**Task statement**. Reproduce every line in the listing that contains the word "full".

┄┄┄┄┄┄┄┄┄┄┄┄┄┄┄┄┄┄┄┄

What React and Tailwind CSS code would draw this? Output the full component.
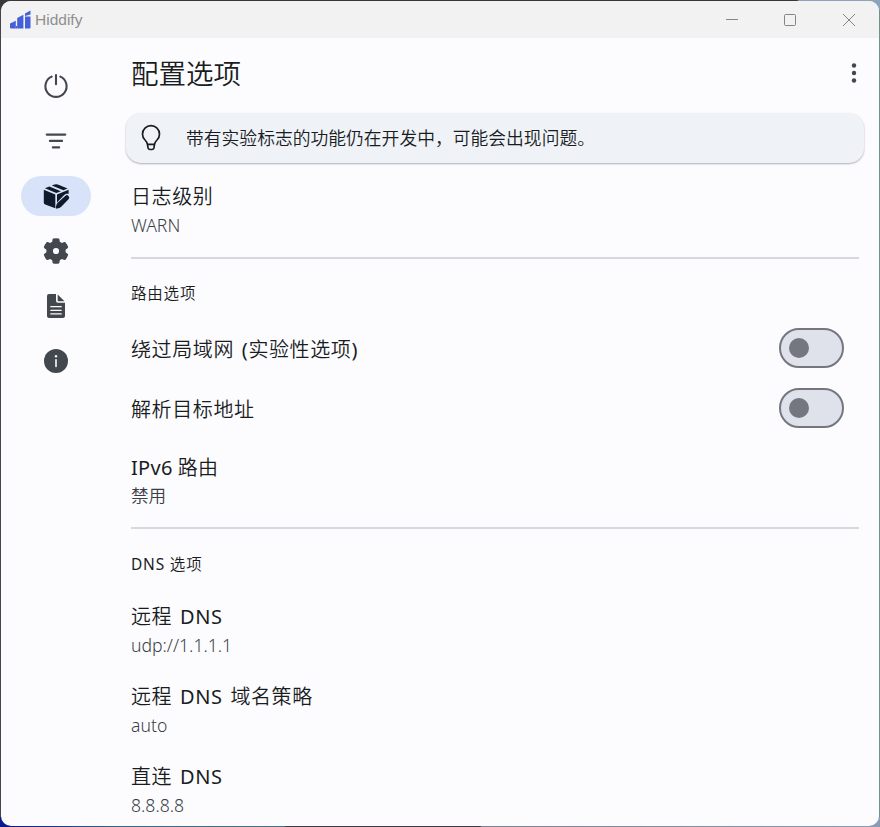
import { useState } from "react";

const NAV_ITEMS = [
  { id: "home", label: "Home", icon: PowerIcon },
  { id: "proxies", label: "Proxies", icon: FilterIcon },
  { id: "config", label: "Config", icon: BoxEditIcon },
  { id: "settings", label: "Settings", icon: GearIcon },
  { id: "logs", label: "Logs", icon: DocumentIcon },
  { id: "about", label: "About", icon: InfoIcon },
];

function PowerIcon() {
  return (
    <svg className="size-[30px]" viewBox="0 0 30 30" fill="none" stroke="currentColor" strokeWidth="2.1" strokeLinecap="round">
      <path d="M15 4v9.200" />
      <path d="M10.700 5.600A10.600 10.600 0 1 0 19.300 5.600" />
    </svg>
  );
}

function FilterIcon() {
  return (
    <svg className="size-[30px]" viewBox="0 0 30 30" fill="none" stroke="currentColor" strokeWidth="2.1" strokeLinecap="round">
      <path d="M5.700 8.600h18.600M8.900 14.900h12.200M11.800 21.400h6.400" />
    </svg>
  );
}

function BoxEditIcon() {
  return (
    <svg className="size-[30px]" viewBox="0 0 30 30" fill="currentColor">
      <path d="M10.800 4.500 13.400 3.500a4.500 4.500 0 0 1 3.400 0L26.600 7.500 22.400 9.200z" />
      <path d="M8.300 5.500 19.900 10.200 15.300 12 3.900 7.300z" />
      <path d="M2.800 8.800 14.300 13.500V27.300L4.200 23.400a2.200 2.200 0 0 1-1.400-2z" />
      <path d="M16 13.500 27.600 8.800v4.100c-1.500-.4-3.200 0-4.400 1.200l-6 6.200-1.200 1.400z" />
      <path d="M24.200 14.900a2.300 2.300 0 0 1 3.300 3.300l-7 7.400a4.500 4.500 0 0 1-2.100 1.300l-2.300.7a1.100 1.100 0 0 1-1.300-1.300l.6-2.400a4.500 4.500 0 0 1 1.300-2.100z" />
    </svg>
  );
}

function GearIcon() {
  return (
    <svg className="size-[30px]" viewBox="0 0 30 30" fill="currentColor">
      <path
        fillRule="evenodd"
        d="M12.200 2.400Q15 2 17.800 2.400Q18.300 2.600 18.400 3.200L18.800 5.800L20.900 7L23.300 6Q24 5.800 24.400 6.300Q26.200 8.400 27.100 11.100Q27.200 11.600 26.800 12L24.600 13.800V16.200L26.800 18Q27.200 18.400 27.100 18.900Q26.200 21.600 24.400 23.700Q24 24.200 23.300 24L20.900 23L18.800 24.200L18.400 26.800Q18.300 27.400 17.800 27.600Q15 28 12.200 27.600Q11.700 27.400 11.600 26.800L11.200 24.200L9.100 23L6.700 24Q6 24.200 5.600 23.700Q3.800 21.600 2.900 18.900Q2.800 18.400 3.200 18L5.400 16.200V13.800L3.200 12Q2.800 11.600 2.900 11.100Q3.800 8.400 5.600 6.300Q6 5.800 6.700 6L9.100 7L11.200 5.800L11.600 3.200Q11.700 2.600 12.200 2.400ZM15 11.900A3.100 3.100 0 1 0 15 18.100A3.100 3.100 0 1 0 15 11.900Z"
      />
    </svg>
  );
}

function DocumentIcon() {
  return (
    <svg className="size-[30px]" viewBox="0 0 30 30" fill="currentColor">
      <path
        fillRule="evenodd"
        d="M15 3v6.800a2 2 0 0 0 2 2h7V25a2 2 0 0 1-2 2H8a2 2 0 0 1-2-2V5a2 2 0 0 1 2-2zM9.800 15a.6.6 0 0 0 0 1.300h10.400a.6.6 0 0 0 0-1.300zM9.800 18.700a.6.6 0 0 0 0 1.300h10.400a.6.6 0 0 0 0-1.300zM9.800 22.300a.6.6 0 0 0 0 1.300h10.400a.6.6 0 0 0 0-1.300z"
      />
      <path d="M16.700 3.500 23.500 10.300h-6.200a.6.6 0 0 1-.6-.6z" />
    </svg>
  );
}

function InfoIcon() {
  return (
    <svg className="size-[30px]" viewBox="0 0 30 30">
      <circle cx="15" cy="15" r="12" fill="currentColor" />
      <path d="M15 13.700v6.800" stroke="#fcfcff" strokeWidth="1.600" strokeLinecap="round" />
      <circle cx="15" cy="10.200" r="1.200" fill="#fcfcff" />
    </svg>
  );
}

function BulbIcon() {
  return (
    <svg className="size-[30px]" viewBox="0 0 30 30" fill="none" stroke="currentColor" strokeWidth="1.700" strokeLinejoin="round">
      <path d="M11.400 21.200c-.4-2-1.200-3-2.400-4.200A8.400 8.400 0 0 1 6.500 11.200a8.500 8.500 0 0 1 17 0c0 2.300-1 4.200-2.500 5.800-1.200 1.200-2 2.200-2.400 4.200l-.7 3.800a2 2 0 0 1-1.900 1.500h-2a2 2 0 0 1-1.900-1.500z" />
      <path d="M11.400 21.400h7.200" />
    </svg>
  );
}

function Logo() {
  return (
    <svg className="h-[20px] w-[21px]" viewBox="0 0 21 20" fill="#455fd8">
      <path d="M0 13.600 5.800 10.700v7.800H1.200A1.200 1.200 0 0 1 0 17.300z" />
      <path d="M5.800 16h1.400v2.500H5.800z" />
      <path d="M7.200 8 13.400 4.700v13.800H7.200z" />
      <path d="M15 3.500 20.500.4v4L15 6z" />
      <path d="M15 6.600h5.500v10.700a1.200 1.200 0 0 1-1.200 1.200H15z" />
    </svg>
  );
}

function TitleBar() {
  return (
    <header className="flex h-[37px] shrink-0 items-center bg-[#f2f2f2] pl-[9px]">
      <Logo />
      <span className="ml-1 pt-px font-['Liberation_Sans',sans-serif] text-[15.500px] text-[#8f8f8f]">Hiddify</span>
      <div className="ml-auto flex pr-6 text-[#858585]">
        <svg className="mr-[46px] size-3" viewBox="0 0 12 12" stroke="currentColor">
          <path d="M0 5.500h12" />
        </svg>
        <svg className="mr-[47px] size-3" viewBox="0 0 12 12" fill="none" stroke="currentColor">
          <rect x=".5" y=".5" width="11" height="11" rx="1" />
        </svg>
        <svg className="size-3" viewBox="0 0 12 12" stroke="currentColor">
          <path d="M0 0l12 12M12 0L0 12" />
        </svg>
      </div>
    </header>
  );
}

function NavRail({ active, onSelect }) {
  return (
    <nav className="flex w-[110px] shrink-0 flex-col items-center gap-[15px] pt-[28px]">
      {NAV_ITEMS.map(({ id, label, icon: Icon }) => (
        <button
          key={id}
          aria-label={label}
          onClick={() => onSelect(id)}
          className={
            id === active
              ? "flex h-10 w-[70px] items-center justify-center rounded-full bg-[#d8e2f8] text-[#0e1b2b]"
              : "flex h-10 w-[70px] items-center justify-center rounded-full text-[#43474e]"
          }
        >
          <Icon />
        </button>
      ))}
    </nav>
  );
}

function Tile({ title, value, compact }) {
  return (
    <div className="flex h-20 flex-col pt-3">
      <div
        className={
          compact
            ? "text-[20px] leading-7 tracking-[.3px] text-[#1a1c1e] [word-spacing:-.5px]"
            : "text-[20px] leading-[30px] tracking-[.6px] text-[#1a1c1e] [word-spacing:2px]"
        }
      >
        {title}
      </div>
      <div className="text-[17.600px] leading-[26px] font-light text-[#3b3f45]">{value}</div>
    </div>
  );
}

function SwitchTile({ title }) {
  const [on, setOn] = useState(false);

  return (
    <div className="flex h-[60px] items-center justify-between pr-[15px]">
      <div className="pt-[3px] text-[20px] leading-[30px] tracking-[.6px] text-[#1a1c1e] [word-spacing:2px]">{title}</div>
      <button
        role="switch"
        aria-checked={on}
        aria-label={title}
        onClick={() => setOn(!on)}
        className={
          on
            ? "flex h-10 w-[65px] items-center justify-end rounded-full bg-[#455fd8] px-2"
            : "flex h-10 w-[65px] items-center rounded-full border-[2.500px] border-[#74777f] bg-[#dfe2eb] px-2"
        }
      >
        <span className={on ? "size-6 rounded-full bg-white" : "size-5 rounded-full bg-[#74777f]"} />
      </button>
    </div>
  );
}

function SectionTitle({ children }) {
  return <h2 className="text-[15.500px] leading-6 tracking-[.8px] text-[#1a1c1e]">{children}</h2>;
}

export default function App() {
  const [page, setPage] = useState("config");

  return (
    <div className="h-[827px] w-[880px] overflow-hidden p-px [background:linear-gradient(90deg,#0a1a8a_10px,#3d6585_120px,#4d7085_284px,#403b48_286px,#403b48_480px,#7d8090_482px,#8a9bb5)_bottom/100%_10px_no-repeat,linear-gradient(90deg,#39373b_797px,#8aa5bb_799px)_top/100%_10px_no-repeat,linear-gradient(90deg,#46444c_50%,#71918f_50%)]">
      <div className="flex h-[825px] flex-col overflow-hidden rounded-[10px] bg-[#fcfcff] font-['Noto_Sans','Noto_Sans_CJK_SC_DemiLight','Noto_Sans_CJK_SC',sans-serif]">
        <TitleBar />
        <div className="flex min-h-0 flex-1">
          <NavRail active={page} onSelect={setPage} />
          <main className="flex min-w-0 flex-1 flex-col">
            <div className="flex h-[75px] shrink-0 justify-between pt-4 pr-[22px] pl-5">
              <h1 className="text-[27.500px] leading-10 text-[#1a1c1e]">配置选项</h1>
              <svg className="mt-[9px] h-5 w-[6px]" viewBox="0 0 6 20" fill="#43474e">
                <circle cx="3" cy="2.500" r="2.200" />
                <circle cx="3" cy="10" r="2.200" />
                <circle cx="3" cy="17.500" r="2.200" />
              </svg>
            </div>
            <div className="mx-[15px] flex h-[50px] shrink-0 items-center rounded-[15px] bg-[#eff3f8] pl-[10px] text-[#1a1c1e] shadow-[0_1px_2px_rgba(0,0,0,0.3)]">
              <BulbIcon />
              <p className="ml-5 text-[17.800px]">带有实验标志的功能仍在开发中，可能会出现问题。</p>
            </div>
            <div className="flex flex-col pt-[7px] pr-5 pl-5">
              <Tile title="日志级别" value="WARN" />
              <hr className="mt-[7px] border-t-2 border-[#d6d8dd]" />
              <div className="pt-[22px] pb-[13px]">
                <SectionTitle>路由选项</SectionTitle>
              </div>
              <SwitchTile title="绕过局域网 (实验性选项)" />
              <SwitchTile title="解析目标地址" />
              <div className="pt-1">
                <Tile title="IPv6 路由" value="禁用" compact />
              </div>
              <hr className="mt-[5px] border-t-2 border-[#d6d8dd]" />
              <div className="pt-[23px] pb-[14px]">
                <SectionTitle>DNS 选项</SectionTitle>
              </div>
              <Tile title="远程 DNS" value="udp://1.1.1.1" />
              <Tile title="远程 DNS 域名策略" value="auto" />
              <Tile title="直连 DNS" value="8.8.8.8" />
            </div>
          </main>
        </div>
      </div>
    </div>
  );
}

┄┄┄┄┄┄┄┄┄┄┄┄┄┄┄┄┄┄┄┄

**Output of the task**.
What React and Tailwind CSS code would draw this? Output the full component.
              ? "flex h-10 w-[70px] items-center justify-center rounded-full bg-[#d8e2f8] text-[#0e1b2b]"
              : "flex h-10 w-[70px] items-center justify-center rounded-full text-[#43474e]"
            ? "flex h-10 w-[65px] items-center justify-end rounded-full bg-[#455fd8] px-2"
            : "flex h-10 w-[65px] items-center rounded-full border-[2.500px] border-[#74777f] bg-[#dfe2eb] px-2"
        <span className={on ? "size-6 rounded-full bg-white" : "size-5 rounded-full bg-[#74777f]"} />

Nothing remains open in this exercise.